Touchdown Phase [22:00]
During the touchdown phase of a drop vertical jump, the knee angle is calculated using the coordinates of the ankle, knee and hip joints. Since the segment lengths of the leg and thigh are unknown, absolute angles are calculated first. Horizontal lines are drawn at the ankle and knee, and the angles of the leg (θleg) and thigh (θthigh) are calculated using trigonometric relations. The knee angle is then found using the formula: θknee = θleg + 180 degrees - θthigh, resulting in a value of 138.25 degrees.
Maximum Knee Flexion Phase [26:50]
During the maximum knee flexion phase, similar calculations are performed using the given coordinates. The thigh angle is found to be approximately 163.54 degrees, the leg angle is approximately 57.17 degrees, and the knee angle is 73.63 degrees. The process involves dividing the thigh and leg segments into right-angle triangles to calculate the respective angles.
Takeoff Instant [28:37]
At the takeoff instant, the thigh and leg segments are again analysed by drawing vertical lines to create right-angle triangles. The thigh angle (θthigh) is calculated to be 92.29 degrees, and the leg angle (θleg) is 85.71 degrees. The resulting knee angle (θknee) is approximately 173.41 degrees.
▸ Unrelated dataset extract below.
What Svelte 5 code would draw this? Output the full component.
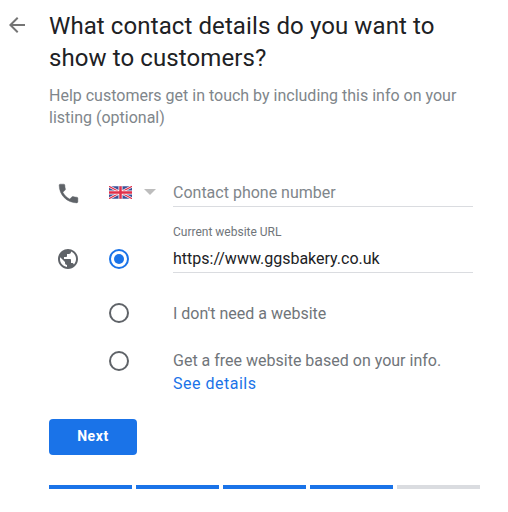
<script lang="ts">
  const segments = [true, true, true, true, false];
</script>

<div class="page">
  <div class="header">
    <svg class="back" viewBox="0 0 24 24" width="24" height="24">
      <path d="M20 11H7.83l5.59-5.59L12 4l-8 8 8 8 1.41-1.41L7.83 13H20v-2z" fill="#757575" />
    </svg>
    <div>
      <h1>What contact details do you want to show to customers?</h1>
      <p class="sub">Help customers get in touch by including this info on your listing (optional)</p>
    </div>
  </div>

  <div class="form">
    <div class="icon-cell">
      <svg viewBox="0 0 24 24" width="25" height="25">
        <path fill="#5f6368" stroke="#5f6368" stroke-width="0.4" d="M6.62 10.79c1.44 2.83 3.76 5.14 6.59 6.59l2.2-2.2c.27-.27.67-.36 1.02-.24 1.12.37 2.33.57 3.57.57.55 0 1 .45 1 1V20c0 .55-.45 1-1 1-9.39 0-17-7.61-17-17 0-.55.45-1 1-1h3.5c.55 0 1 .45 1 1 0 1.25.2 2.45.57 3.57.11.35.03.74-.25 1.02l-2.2 2.2z" />
      </svg>
    </div>
    <div class="flag-cell">
      <svg class="flag" viewBox="0 0 24 13" width="23" height="13">
        <rect width="24" height="13" fill="#3a4f96" />
        <path d="M0 0l24 13M24 0L0 13" stroke="#fff" stroke-width="2.6" />
        <path d="M0 0l24 13M24 0L0 13" stroke="#e0304a" stroke-width="1.2" />
        <path d="M12 0v13M0 6.5h24" stroke="#fff" stroke-width="4.2" />
        <path d="M12 0v13M0 6.5h24" stroke="#e0304a" stroke-width="2.6" />
      </svg>
      <span class="caret"></span>
    </div>
    <div class="field phone">
      <span class="placeholder">Contact phone number</span>
    </div>

    <div class="icon-cell web">
      <svg viewBox="0 0 24 24" width="24" height="24">
        <path fill="#5f6368" d="M12 2C6.48 2 2 6.48 2 12s4.48 10 10 10 10-4.48 10-10S17.52 2 12 2zm-1 17.93c-3.95-.49-7-3.85-7-7.93 0-.62.08-1.21.21-1.79L9 15v1c0 1.1.9 2 2 2v1.93zm6.9-2.54c-.26-.81-1-1.39-1.9-1.39h-1v-3c0-.55-.45-1-1-1H8v-2h2c.55 0 1-.45 1-1V7h2c1.1 0 2-.9 2-2v-.41c2.93 1.19 5 4.06 5 7.41 0 2.08-.8 3.97-2.1 5.39z" />
      </svg>
    </div>
    <div class="radio-cell web-radio">
      <span class="radio on"></span>
    </div>
    <div class="field url">
      <span class="label">Current website URL</span>
      <span class="value">https://www.ggsbakery.co.uk</span>
    </div>

    <div class="radio-cell none">
      <span class="radio"></span>
    </div>
    <div class="option none">I don't need a website</div>

    <div class="radio-cell free">
      <span class="radio"></span>
    </div>
    <div class="option free">
      Get a free website based on your info.<br />
      <span class="link">See details</span>
    </div>
  </div>

  <button class="next">Next</button>

  <div class="progress">
    {#each segments as done}
      <span class="seg" class:done></span>
    {/each}
  </div>
</div>

<style>
  :global(body) {
    margin: 0;
    background: #fff;
  }

  .page {
    width: 508px;
    height: 512px;
    box-sizing: border-box;
    padding: 10px 28px 0 49px;
    font-family: Roboto, sans-serif;
    position: relative;
  }

  .header {
    position: relative;
  }

  .back {
    position: absolute;
    left: -44px;
    top: 3px;
  }

  h1 {
    margin: 0;
    font-size: 24px;
    line-height: 32px;
    font-weight: 400;
    color: #202124;
    letter-spacing: 0.1px;
    width: 400px;
  }

  .sub {
    margin: 11px 0 0;
    font-size: 16px;
    line-height: 22px;
    color: #80868b;
    width: 420px;
  }

  .form {
    display: grid;
    grid-template-columns: 39px 85px 300px;
    grid-template-rows: 45px 57px 62px 65px;
    margin: 42px 0 0 0;
    align-items: center;
  }

  .icon-cell {
    display: flex;
    padding-left: 7px;
    align-self: start;
    padding-top: 10px;
  }

  .icon-cell svg {
    display: block;
  }

  .flag-cell {
    display: flex;
    align-items: center;
    padding-left: 21px;
    gap: 12px;
    margin-bottom: 3px;
  }

  .flag {
    display: block;
  }

  .caret {
    width: 0;
    height: 0;
    border-left: 6px solid transparent;
    border-right: 6px solid transparent;
    border-top: 6px solid #bdbdbd;
  }

  .field {
    border-bottom: 1px solid #dadce0;
    box-sizing: border-box;
  }

  .phone {
    height: 36px;
    align-self: start;
    padding-top: 8px;
    line-height: 28px;
  }

  .placeholder {
    font-size: 16px;
    color: #80868b;
  }

  .url {
    display: flex;
    flex-direction: column;
    height: 57px;
    align-self: start;
    padding-top: 9px;
  }

  .label {
    font-size: 12px;
    line-height: 14px;
    color: #70757a;
  }

  .value {
    font-size: 16px;
    line-height: 26px;
    margin-top: 7px;
    color: #202124;
  }

  .web {
    align-self: end;
    padding-top: 0;
    padding-bottom: 2px;
  }

  .web-radio {
    align-self: end;
    padding-bottom: 4px;
  }

  .radio-cell {
    display: flex;
    padding-left: 21px;
  }

  .radio-cell.none {
    grid-column: 2;
    padding-top: 18px;
  }

  .radio-cell.free {
    grid-column: 2;
    align-self: start;
    padding-top: 16px;
  }

  .radio {
    width: 20px;
    height: 20px;
    box-sizing: border-box;
    border: 2px solid #5f6368;
    border-radius: 50%;
    position: relative;
    display: block;
  }

  .radio.on {
    border-color: #1a73e8;
  }

  .radio.on::after {
    content: "";
    position: absolute;
    inset: 3px;
    border-radius: 50%;
    background: #1a73e8;
  }

  .option {
    font-size: 16px;
    color: #70757a;
  }

  .option.none {
    padding-top: 18px;
  }

  .option.free {
    align-self: start;
    line-height: 23px;
    padding-top: 14px;
  }

  .link {
    color: #1a73e8;
    letter-spacing: 0.5px;
  }

  .next {
    display: block;
    margin-top: 19px;
    width: 88px;
    height: 36px;
    background: #1a73e8;
    color: #fff;
    border: none;
    border-radius: 4px;
    font-family: Roboto, sans-serif;
    font-size: 14px;
    font-weight: 700;
    letter-spacing: 0.6px;
    padding: 0 0 2px;
  }

  .progress {
    display: flex;
    gap: 4px;
    margin-top: 30px;
    width: 431px;
  }

  .seg {
    flex: 1;
    height: 4px;
    background: #dadce0;
  }

  .seg.done {
    background: #1a73e8;
  }
</style>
Calculating Angular Velocity and Acceleration in the Jump [30:17]
If the time difference between the touchdown and maximum knee flexion phases is known (t1), the average angular velocity can be calculated as (θknee at max flexion - θknee at touchdown) / (time at max flexion - time at touchdown). Similarly, if the angular velocities at touchdown and maximum knee flexion are known, the angular acceleration can be calculated using the time interval.
Summary [32:04]
The module covers linear and angular kinematics, methods for finding them, and biomechanical considerations for kinematic analysis. It discusses how to analyse different time points during a movement or activity and calculate linear and angular parameters, using the example of a drop vertical jump.